Press Release(s)


Study: Families and state's economy to pay dearly for global warming policies


 July 28, 2012 

In 2020 families will pay annual hidden tax of $2,500, state and local annual lost revenues to hit $7.4 billion

Sacramento, CA -- California families will be forced to pay $2,500 annually and lose $900 in earnings per year by 2020 as a result of the California Global Warming Solutions Act, according to a study released today. The costs to families will start to mount immediately in 2013. Losses to employers and the state's economy will be counted in the billions.

"These policies will create a large but hidden tax on families and will add new burdens to a fragile state economy" said Jack Stewart, president of the California Manufacturers and Technology Association (CMTA). "This new tax is not what we need while Californians struggle to find jobs, meet mortgage payments and maintain a reasonable quality of life."

The Act, also known as Assembly Bill 32, has spawned a complex regulatory scheme to reduce greenhouse gas emissions to 1990 levels by 2020. AB 32 was passed in 2006 to establish a statewide cap on emissions judged to be responsible for climate change.

The study of the fiscal impacts of the regulatory program was conducted by Andrew Chang and Company and was commissioned by CMTA.

The study also shows that by 2020, California will have 262,000 fewer jobs, 5.6 percent less gross state product and $7.4 billion less in annual local and state tax revenues.

These figures were reached based on an "optimistic" scenario, where costs for each policy are assumed to be at the low end of a range of expected costs and the environmental goals are achieved. It assumes plentiful low carbon fuel with limited demand outside of California, 2.5 percent energy efficiency improvements and a significant reduction in vehicle miles traveled.

When less optimistic projections are used, the costs are staggering.

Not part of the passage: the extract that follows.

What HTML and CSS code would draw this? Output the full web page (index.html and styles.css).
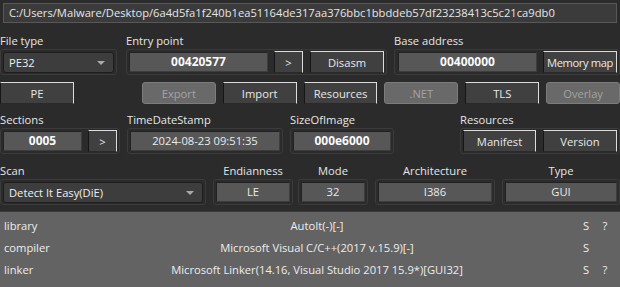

In the study's "high case" scenario, families pay $4,500 in annual costs and California receives $38.8 billion less in local and state tax revenues by 2020.

Even in the rosiest of scenarios, the “low case”, families still pay $1,300 in annual costs and California loses $15.8 billion in local and state tax revenues.

These impacts are particularly worrisome when considered in light of other recent trends. Although California had hoped to be at the forefront of a national movement when it passed AB 32 in 2006, it remains the only state with a cap on emissions and no federal program is on the horizon.

"This poses great risks to manufacturers and other firms competing in regional and global markets," Stewart said. "Current data shows that California already is lagging the nation in new manufacturing investment because of other cost pressures and uncertainties. The Legislature must use this critical data to get control of AB 32 costs."

For small businesses, the threat may be even greater.

"For the past five years, small business owners have been concerned about their ability to operate under the potential costs of a complicated AB 32 regulatory scheme," said the National Federation of Independent Business/California Executive Director John Kabateck. "This comprehensive report tells us that small business will get hit from all sides. Consumers will have less money to buy our products, employers will be forced to purchase more affordable products outside of California, and our own energy costs will make it nearly impossible to stay in business.”

The report also details case studies on the cost impacts on local government by using publicly available data.

Under the “optimistic” scenario, California’s local governments will lose $1.9 billion in revenues by 2020 and face an additional annual cost increase of $2.3 billion in 2020.

“Municipalities are struggling everywhere in California,” said Diamond Bar mayor Ling Ling Chang. “This is a double hit in both lost revenues and substantial new costs. I’m in favor of greenhouse gas reductions but there must be a cheaper way to do this.”

Our schools will be forced to adjust too.

Under the “optimistic scenario”, the Los Angeles Unified School District will face cumulative costs of $27.3 million with an annual impact of $5.5 million in 2020.

This study, titled Fiscal and Economic Impact of the California Global Warming Solutions Act of 2006, uses data from publicly available sources in a comprehensive appendix. The report and other information is available in full at www.cmta.net.